● **Entries provided**:
- - - -

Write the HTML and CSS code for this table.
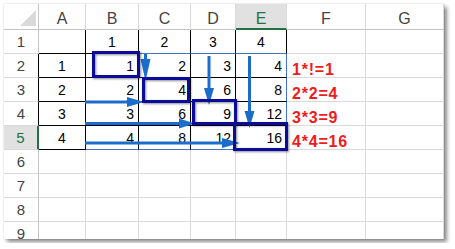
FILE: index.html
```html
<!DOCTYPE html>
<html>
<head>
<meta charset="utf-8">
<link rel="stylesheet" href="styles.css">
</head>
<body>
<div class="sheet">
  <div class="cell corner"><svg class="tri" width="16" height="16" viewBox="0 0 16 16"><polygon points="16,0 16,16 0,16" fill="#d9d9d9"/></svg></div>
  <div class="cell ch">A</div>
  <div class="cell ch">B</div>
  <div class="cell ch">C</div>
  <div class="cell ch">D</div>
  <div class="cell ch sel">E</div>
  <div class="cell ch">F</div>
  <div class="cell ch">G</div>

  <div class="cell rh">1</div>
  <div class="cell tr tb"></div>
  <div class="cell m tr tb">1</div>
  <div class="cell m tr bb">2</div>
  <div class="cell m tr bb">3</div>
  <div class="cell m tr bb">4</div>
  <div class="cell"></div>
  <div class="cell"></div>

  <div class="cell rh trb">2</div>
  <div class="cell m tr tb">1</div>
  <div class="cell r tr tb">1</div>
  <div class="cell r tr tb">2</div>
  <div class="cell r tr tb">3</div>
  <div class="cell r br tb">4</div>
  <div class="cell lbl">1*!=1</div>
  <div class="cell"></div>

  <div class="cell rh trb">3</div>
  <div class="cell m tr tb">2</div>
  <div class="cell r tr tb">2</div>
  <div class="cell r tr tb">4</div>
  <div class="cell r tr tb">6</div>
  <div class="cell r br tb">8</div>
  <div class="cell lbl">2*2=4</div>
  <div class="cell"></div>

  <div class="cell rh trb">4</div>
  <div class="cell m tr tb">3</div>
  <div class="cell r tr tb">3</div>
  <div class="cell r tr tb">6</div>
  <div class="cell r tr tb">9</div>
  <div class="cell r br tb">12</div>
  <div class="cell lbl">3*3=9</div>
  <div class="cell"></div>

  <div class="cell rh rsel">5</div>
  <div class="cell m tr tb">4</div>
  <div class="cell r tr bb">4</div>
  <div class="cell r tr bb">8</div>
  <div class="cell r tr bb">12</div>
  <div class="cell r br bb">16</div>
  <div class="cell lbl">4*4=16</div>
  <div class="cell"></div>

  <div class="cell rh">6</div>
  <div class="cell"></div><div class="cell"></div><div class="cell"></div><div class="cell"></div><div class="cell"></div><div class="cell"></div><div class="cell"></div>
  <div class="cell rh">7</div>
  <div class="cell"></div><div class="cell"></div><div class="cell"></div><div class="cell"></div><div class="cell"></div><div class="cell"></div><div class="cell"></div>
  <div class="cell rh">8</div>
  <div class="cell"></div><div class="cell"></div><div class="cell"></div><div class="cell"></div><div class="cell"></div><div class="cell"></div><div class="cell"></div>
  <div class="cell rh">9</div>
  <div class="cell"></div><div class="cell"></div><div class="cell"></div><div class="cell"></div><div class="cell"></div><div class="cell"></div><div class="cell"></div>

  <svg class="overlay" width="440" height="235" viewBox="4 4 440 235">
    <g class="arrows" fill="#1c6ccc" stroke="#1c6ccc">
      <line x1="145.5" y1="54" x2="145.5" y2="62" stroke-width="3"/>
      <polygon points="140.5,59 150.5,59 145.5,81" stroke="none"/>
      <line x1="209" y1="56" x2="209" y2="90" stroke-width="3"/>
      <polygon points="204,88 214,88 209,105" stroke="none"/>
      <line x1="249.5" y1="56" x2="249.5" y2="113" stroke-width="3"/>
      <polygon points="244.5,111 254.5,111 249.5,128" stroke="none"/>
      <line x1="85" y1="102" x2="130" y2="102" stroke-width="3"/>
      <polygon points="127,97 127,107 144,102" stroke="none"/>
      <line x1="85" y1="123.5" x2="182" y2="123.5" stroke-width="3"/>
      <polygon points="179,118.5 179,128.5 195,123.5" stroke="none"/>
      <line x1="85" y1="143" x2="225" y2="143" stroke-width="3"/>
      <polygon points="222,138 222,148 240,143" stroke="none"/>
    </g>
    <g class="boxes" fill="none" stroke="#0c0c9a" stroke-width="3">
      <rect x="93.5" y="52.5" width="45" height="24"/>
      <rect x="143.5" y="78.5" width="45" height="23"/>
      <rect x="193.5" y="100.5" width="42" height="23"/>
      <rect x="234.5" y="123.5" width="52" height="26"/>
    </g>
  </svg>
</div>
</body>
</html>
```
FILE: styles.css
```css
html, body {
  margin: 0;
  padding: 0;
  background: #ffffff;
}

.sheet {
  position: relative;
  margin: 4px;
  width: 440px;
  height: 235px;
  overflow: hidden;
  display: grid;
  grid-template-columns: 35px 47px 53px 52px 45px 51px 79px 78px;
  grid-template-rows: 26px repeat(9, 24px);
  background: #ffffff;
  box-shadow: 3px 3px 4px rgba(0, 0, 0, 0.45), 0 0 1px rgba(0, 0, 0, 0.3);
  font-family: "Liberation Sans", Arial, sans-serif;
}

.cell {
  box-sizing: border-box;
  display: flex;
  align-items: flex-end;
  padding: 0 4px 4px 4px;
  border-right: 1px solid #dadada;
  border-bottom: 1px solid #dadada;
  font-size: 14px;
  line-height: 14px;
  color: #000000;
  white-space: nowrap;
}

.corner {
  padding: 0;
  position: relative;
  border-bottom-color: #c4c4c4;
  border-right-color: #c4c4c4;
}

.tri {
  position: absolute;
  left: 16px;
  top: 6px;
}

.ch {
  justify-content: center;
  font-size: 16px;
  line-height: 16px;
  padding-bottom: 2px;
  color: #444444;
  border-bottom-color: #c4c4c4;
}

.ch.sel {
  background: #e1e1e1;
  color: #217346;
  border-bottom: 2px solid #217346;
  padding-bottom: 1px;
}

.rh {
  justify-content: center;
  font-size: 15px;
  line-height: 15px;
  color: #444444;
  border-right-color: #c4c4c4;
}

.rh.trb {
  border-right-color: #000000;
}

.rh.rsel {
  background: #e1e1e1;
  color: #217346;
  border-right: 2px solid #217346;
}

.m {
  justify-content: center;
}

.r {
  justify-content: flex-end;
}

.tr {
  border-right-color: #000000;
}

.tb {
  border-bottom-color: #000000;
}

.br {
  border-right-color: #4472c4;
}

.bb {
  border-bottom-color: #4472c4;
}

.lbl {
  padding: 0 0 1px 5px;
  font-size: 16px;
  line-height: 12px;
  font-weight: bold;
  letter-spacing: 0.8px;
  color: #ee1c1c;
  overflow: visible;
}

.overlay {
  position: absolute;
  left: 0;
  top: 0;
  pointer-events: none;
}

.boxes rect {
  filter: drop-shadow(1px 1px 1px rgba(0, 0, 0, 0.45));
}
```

- - - -

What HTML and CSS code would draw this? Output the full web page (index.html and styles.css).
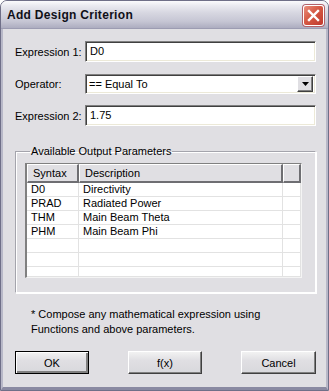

- - - -

● **What is being asked**: Only lines with "code" are wanted here; list each of them.

● **Solution to this problem**:
Write the HTML and CSS code for this table.
What HTML and CSS code would draw this? Output the full web page (index.html and styles.css).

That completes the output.